Mind in Indian Buddhist Philosophy
No other classical tradition, East or West, offers a more complex account of mental phenomena than Buddhism. Buddhists do not associate mental phenomena with the activity of a substantial, independent, and enduring self or atman. Buddhist theories of mind center on the doctrine of no-self (anatma), which claims that human beings are reducible to their physical and psychological constituents.
1500 years of analysis
Indian Buddhist analyses of the mind span a period of some fifteen centuries, from the Buddha (ca. 450 B.C.E.) to late Mahāyāna Buddhism (500–1000 C.E.). Philosophical accounts of mind emerge from the Abhidharma traditions (150 B.C.E. to 450 C.E.), while their roots are found in the Buddha's teachings of the no-self.
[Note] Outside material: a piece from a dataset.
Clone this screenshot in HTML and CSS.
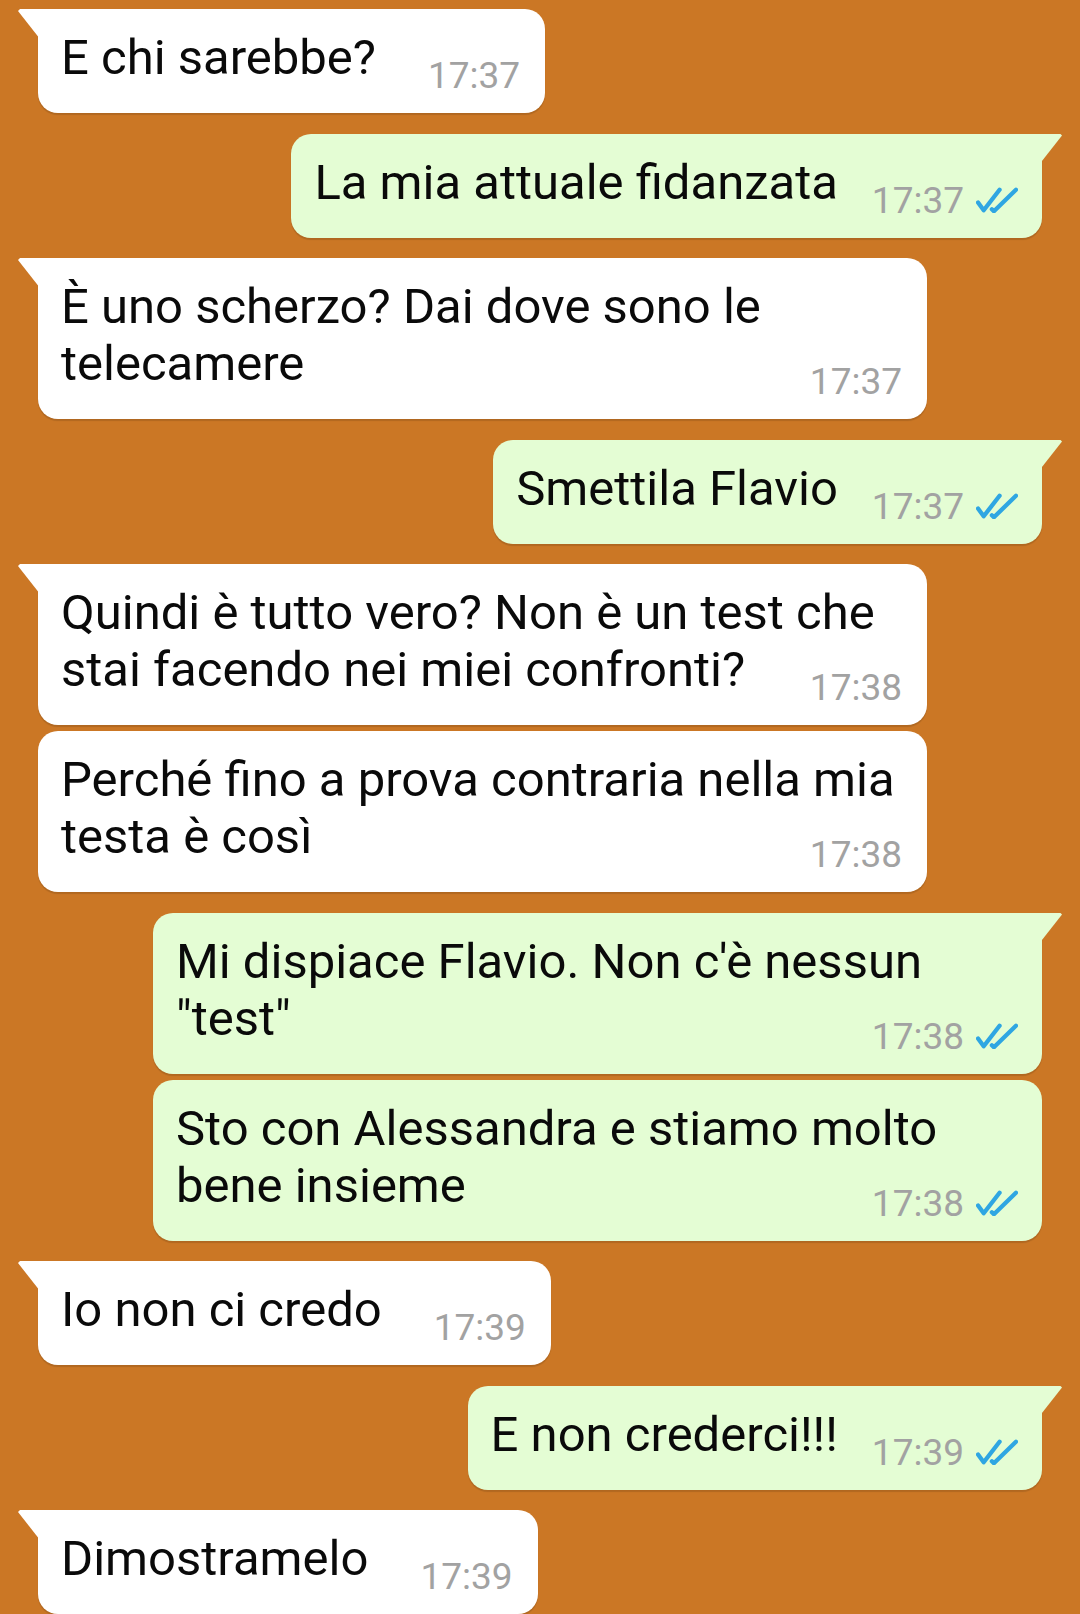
FILE: index.html
```html
<!DOCTYPE html>
<html lang="it">
<head>
    <meta charset="UTF-8">
    <meta name="viewport" content="width=device-width, initial-scale=1.0">
    <title>Chat</title>
    <link rel="stylesheet" href="styles.css">
</head>
<body>
    <div class="chat">
        <div class="msg in tail">
            <div class="bubble"><span class="text">E chi sarebbe?</span><span class="meta">17:37</span></div>
        </div>
        <div class="msg out tail">
            <div class="bubble"><span class="text">La mia attuale fidanzata</span><span class="meta">17:37<svg class="ticks" viewBox="0 0 41 25"><path d="M2 15 L7.5 22.5 L23 2.5 M15.5 21.5 L17.5 23.5 L39 2.5"/></svg></span></div>
        </div>
        <div class="msg in tail">
            <div class="bubble"><span class="text">È uno scherzo? Dai dove sono le telecamere</span><span class="meta">17:37</span></div>
        </div>
        <div class="msg out tail">
            <div class="bubble"><span class="text">Smettila Flavio</span><span class="meta">17:37<svg class="ticks" viewBox="0 0 41 25"><path d="M2 15 L7.5 22.5 L23 2.5 M15.5 21.5 L17.5 23.5 L39 2.5"/></svg></span></div>
        </div>
        <div class="msg in tail">
            <div class="bubble"><span class="text">Quindi è tutto vero? Non è un test che stai facendo nei miei confronti?</span><span class="meta">17:38</span></div>
        </div>
        <div class="msg in cont">
            <div class="bubble"><span class="text">Perché fino a prova contraria nella mia testa è così</span><span class="meta">17:38</span></div>
        </div>
        <div class="msg out tail">
            <div class="bubble"><span class="text">Mi dispiace Flavio. Non c'è nessun "test"</span><span class="meta">17:38<svg class="ticks" viewBox="0 0 41 25"><path d="M2 15 L7.5 22.5 L23 2.5 M15.5 21.5 L17.5 23.5 L39 2.5"/></svg></span></div>
        </div>
        <div class="msg out cont">
            <div class="bubble"><span class="text">Sto con Alessandra e stiamo molto bene insieme</span><span class="meta">17:38<svg class="ticks" viewBox="0 0 41 25"><path d="M2 15 L7.5 22.5 L23 2.5 M15.5 21.5 L17.5 23.5 L39 2.5"/></svg></span></div>
        </div>
        <div class="msg in tail">
            <div class="bubble"><span class="text">Io non ci credo</span><span class="meta">17:39</span></div>
        </div>
        <div class="msg out tail">
            <div class="bubble"><span class="text">E non crederci!!!</span><span class="meta">17:39<svg class="ticks" viewBox="0 0 41 25"><path d="M2 15 L7.5 22.5 L23 2.5 M15.5 21.5 L17.5 23.5 L39 2.5"/></svg></span></div>
        </div>
        <div class="msg in tail">
            <div class="bubble"><span class="text">Dimostramelo</span><span class="meta">17:39</span></div>
        </div>
    </div>
</body>
</html>
```

FILE: styles.css
```css
:root {
    --chat-bg: #cb7725;
    --in-bg: #ffffff;
    --out-bg: #e4fdd4;
    --time: #a2a2a2;
    --tick: #2fa6e2;
}

html, body {
    margin: 0; padding: 0;
    height: 100%;
    overflow: hidden;
    background-color: var(--chat-bg);
}

.chat {
    display: flex; flex-direction: column;
    padding: 9px 38px 0;
    font-family: Roboto, 'Noto Sans', sans-serif;
}

.msg { display: flex; margin-top: 20.5px; }
.msg:first-child { margin-top: 0; }
.msg.cont { margin-top: 6px; }
.msg.out { justify-content: flex-end; }

.bubble {
    position: relative;
    max-width: 889px;
    box-sizing: border-box;
    padding: 20px 25px 27px 23px;
    border-radius: 20px;
    font-size: 49px; line-height: 57px;
    color: #0a0a0a;
    box-shadow: 0 2px 1px rgba(0, 0, 0, 0.13);
}
.in .bubble { background: var(--in-bg); }
.out .bubble { background: var(--out-bg); padding-right: 24px; }

/* tails on the first bubble of a group */
.tail .bubble::before {
    content: "";
    position: absolute; top: 0;
    width: 22px; height: 30px;
}
.in.tail .bubble { border-top-left-radius: 0; }
.in.tail .bubble::before {
    left: -20px;
    background: var(--in-bg);
    clip-path: polygon(0 2px, 2px 0, 100% 0, 100% 100%);
}
.out.tail .bubble { border-top-right-radius: 0; }
.out.tail .bubble::before {
    right: -20px;
    background: var(--out-bg);
    clip-path: polygon(0 0, calc(100% - 2px) 0, 100% 2px, 0 100%);
}

.meta {
    float: right;
    position: relative; top: 18px;
    margin-left: 52px;
    font-size: 37px; line-height: 57px;
    color: var(--time);
    white-space: nowrap;
}
.out .meta { margin-left: 34px; }

.ticks {
    width: 42px; height: 26px;
    margin-left: 12px;
    fill: none;
    stroke: var(--tick);
    stroke-width: 4.2;
    stroke-linecap: round;
    stroke-linejoin: round;
}
```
See things as they really are
The Buddha declared that we ought to regard any sensation or form of consciousness, “past, future, or present; internal or external; manifest or subtle...as it actually is...: ‘This is not mine. This is not my self. This is not what I am’” (Majjhima Nikāya I, 130).
The denial of a permanent self, and the refusal to treat persons as referring to anything real or permanent, is an integral part of the Buddhist view of consciousness.
This Buddhist view is very attractive to modern Psychologists who tend to consider the Self as a construction, not an essence taht is in any way permanent.